--- BEGIN ---
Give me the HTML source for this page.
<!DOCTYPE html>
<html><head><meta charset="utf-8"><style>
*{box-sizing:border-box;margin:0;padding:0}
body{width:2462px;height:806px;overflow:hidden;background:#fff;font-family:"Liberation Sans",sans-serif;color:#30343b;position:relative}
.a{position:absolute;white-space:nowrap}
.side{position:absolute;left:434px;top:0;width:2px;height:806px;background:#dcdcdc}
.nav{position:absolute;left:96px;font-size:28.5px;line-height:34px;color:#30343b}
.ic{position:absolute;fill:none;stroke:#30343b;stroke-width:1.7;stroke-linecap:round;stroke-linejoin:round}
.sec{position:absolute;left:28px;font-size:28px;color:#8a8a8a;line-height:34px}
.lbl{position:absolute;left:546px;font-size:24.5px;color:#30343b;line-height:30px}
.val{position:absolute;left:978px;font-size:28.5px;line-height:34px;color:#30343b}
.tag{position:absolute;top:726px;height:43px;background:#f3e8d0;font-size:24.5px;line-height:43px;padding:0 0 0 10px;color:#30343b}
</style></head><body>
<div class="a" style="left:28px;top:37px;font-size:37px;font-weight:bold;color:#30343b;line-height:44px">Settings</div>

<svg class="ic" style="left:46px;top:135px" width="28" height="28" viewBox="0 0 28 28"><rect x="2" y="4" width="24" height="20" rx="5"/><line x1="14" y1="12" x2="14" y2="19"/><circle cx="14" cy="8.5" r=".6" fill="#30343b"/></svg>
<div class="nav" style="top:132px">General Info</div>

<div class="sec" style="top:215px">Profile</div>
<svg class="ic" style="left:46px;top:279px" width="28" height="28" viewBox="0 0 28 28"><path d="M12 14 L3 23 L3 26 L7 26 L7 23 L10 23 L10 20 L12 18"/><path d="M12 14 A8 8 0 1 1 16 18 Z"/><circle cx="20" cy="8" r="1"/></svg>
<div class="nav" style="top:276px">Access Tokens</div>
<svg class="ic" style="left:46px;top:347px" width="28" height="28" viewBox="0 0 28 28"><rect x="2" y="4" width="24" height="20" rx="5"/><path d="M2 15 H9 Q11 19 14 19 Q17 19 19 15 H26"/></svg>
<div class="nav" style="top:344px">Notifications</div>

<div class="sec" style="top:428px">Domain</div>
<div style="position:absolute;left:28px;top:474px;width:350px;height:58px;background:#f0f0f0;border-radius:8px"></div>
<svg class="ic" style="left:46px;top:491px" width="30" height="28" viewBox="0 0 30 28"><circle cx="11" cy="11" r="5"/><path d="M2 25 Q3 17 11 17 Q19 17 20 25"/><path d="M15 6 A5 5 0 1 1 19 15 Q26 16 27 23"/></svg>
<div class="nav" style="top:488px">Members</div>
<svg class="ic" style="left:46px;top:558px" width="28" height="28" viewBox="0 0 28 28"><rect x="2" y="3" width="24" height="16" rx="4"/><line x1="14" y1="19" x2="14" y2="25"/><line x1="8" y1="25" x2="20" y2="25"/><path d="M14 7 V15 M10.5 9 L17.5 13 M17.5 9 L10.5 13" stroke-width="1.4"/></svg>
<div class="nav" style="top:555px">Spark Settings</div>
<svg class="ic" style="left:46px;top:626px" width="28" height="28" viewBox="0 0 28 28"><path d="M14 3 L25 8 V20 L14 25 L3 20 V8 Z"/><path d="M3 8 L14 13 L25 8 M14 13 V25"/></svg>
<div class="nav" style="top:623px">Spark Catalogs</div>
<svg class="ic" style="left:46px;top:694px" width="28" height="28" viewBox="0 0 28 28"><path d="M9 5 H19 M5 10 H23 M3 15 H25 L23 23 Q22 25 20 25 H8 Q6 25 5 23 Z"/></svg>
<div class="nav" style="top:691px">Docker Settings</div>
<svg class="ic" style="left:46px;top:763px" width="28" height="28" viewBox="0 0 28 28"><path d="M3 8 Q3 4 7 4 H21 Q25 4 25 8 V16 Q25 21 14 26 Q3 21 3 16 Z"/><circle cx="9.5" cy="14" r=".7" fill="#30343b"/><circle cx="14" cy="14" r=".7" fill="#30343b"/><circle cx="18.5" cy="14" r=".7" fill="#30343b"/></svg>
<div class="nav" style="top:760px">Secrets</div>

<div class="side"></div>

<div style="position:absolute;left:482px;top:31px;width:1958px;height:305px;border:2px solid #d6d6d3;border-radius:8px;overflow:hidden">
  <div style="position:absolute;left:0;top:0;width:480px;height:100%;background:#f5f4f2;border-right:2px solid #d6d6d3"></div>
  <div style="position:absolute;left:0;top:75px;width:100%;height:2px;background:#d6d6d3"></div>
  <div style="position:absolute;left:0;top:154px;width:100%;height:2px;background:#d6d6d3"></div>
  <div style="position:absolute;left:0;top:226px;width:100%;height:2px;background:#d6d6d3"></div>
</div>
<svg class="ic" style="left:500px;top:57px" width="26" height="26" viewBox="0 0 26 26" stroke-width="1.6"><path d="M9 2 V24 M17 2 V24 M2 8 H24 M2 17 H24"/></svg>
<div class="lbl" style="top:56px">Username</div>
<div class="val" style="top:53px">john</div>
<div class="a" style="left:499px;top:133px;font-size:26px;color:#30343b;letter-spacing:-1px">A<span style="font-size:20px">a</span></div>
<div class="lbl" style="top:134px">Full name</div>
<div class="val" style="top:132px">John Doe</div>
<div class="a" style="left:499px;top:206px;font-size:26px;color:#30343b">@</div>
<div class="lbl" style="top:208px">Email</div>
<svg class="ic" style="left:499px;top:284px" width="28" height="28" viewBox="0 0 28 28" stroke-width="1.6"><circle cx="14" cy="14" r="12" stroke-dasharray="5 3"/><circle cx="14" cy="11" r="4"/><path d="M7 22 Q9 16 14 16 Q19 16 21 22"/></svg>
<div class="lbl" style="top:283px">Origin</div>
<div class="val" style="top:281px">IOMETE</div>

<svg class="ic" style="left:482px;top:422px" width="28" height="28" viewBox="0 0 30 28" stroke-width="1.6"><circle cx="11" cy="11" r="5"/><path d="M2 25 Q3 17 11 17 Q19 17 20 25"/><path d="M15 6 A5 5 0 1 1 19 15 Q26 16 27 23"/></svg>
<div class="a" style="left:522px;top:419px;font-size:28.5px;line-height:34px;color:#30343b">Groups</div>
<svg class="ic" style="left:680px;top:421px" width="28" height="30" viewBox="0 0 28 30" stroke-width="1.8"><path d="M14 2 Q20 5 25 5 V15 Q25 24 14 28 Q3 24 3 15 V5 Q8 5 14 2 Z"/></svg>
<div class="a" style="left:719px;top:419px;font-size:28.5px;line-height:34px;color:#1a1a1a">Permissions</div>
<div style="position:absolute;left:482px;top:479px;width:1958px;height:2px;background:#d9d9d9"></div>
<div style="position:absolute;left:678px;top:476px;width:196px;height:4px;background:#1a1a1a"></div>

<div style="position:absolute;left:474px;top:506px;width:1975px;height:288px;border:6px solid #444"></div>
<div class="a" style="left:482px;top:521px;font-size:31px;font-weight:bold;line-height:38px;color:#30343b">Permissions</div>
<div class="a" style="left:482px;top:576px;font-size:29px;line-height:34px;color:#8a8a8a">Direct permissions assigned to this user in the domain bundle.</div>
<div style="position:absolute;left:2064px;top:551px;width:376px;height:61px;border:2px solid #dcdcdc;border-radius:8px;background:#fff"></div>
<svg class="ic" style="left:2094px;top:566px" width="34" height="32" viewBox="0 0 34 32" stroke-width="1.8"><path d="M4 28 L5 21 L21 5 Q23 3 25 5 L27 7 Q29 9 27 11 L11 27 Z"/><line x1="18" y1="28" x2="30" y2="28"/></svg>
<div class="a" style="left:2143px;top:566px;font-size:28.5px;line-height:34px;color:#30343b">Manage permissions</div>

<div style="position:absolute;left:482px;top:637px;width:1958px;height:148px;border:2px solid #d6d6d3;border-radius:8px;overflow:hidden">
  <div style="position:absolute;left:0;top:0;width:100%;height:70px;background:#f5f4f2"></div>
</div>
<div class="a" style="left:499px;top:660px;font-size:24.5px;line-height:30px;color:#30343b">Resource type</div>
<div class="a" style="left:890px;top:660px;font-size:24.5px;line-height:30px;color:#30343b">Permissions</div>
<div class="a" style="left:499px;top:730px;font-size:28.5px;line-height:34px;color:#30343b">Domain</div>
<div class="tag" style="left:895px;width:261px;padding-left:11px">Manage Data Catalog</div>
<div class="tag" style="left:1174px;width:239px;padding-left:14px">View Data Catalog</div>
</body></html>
--- END ---
PROBLEM:
Using the listing above, locate the lines that hold "this" and copy each one.

FINISHED EXERCISE:
Give me the HTML source for this page.
<div class="a" style="left:482px;top:576px;font-size:29px;line-height:34px;color:#8a8a8a">Direct permissions assigned to this user in the domain bundle.</div>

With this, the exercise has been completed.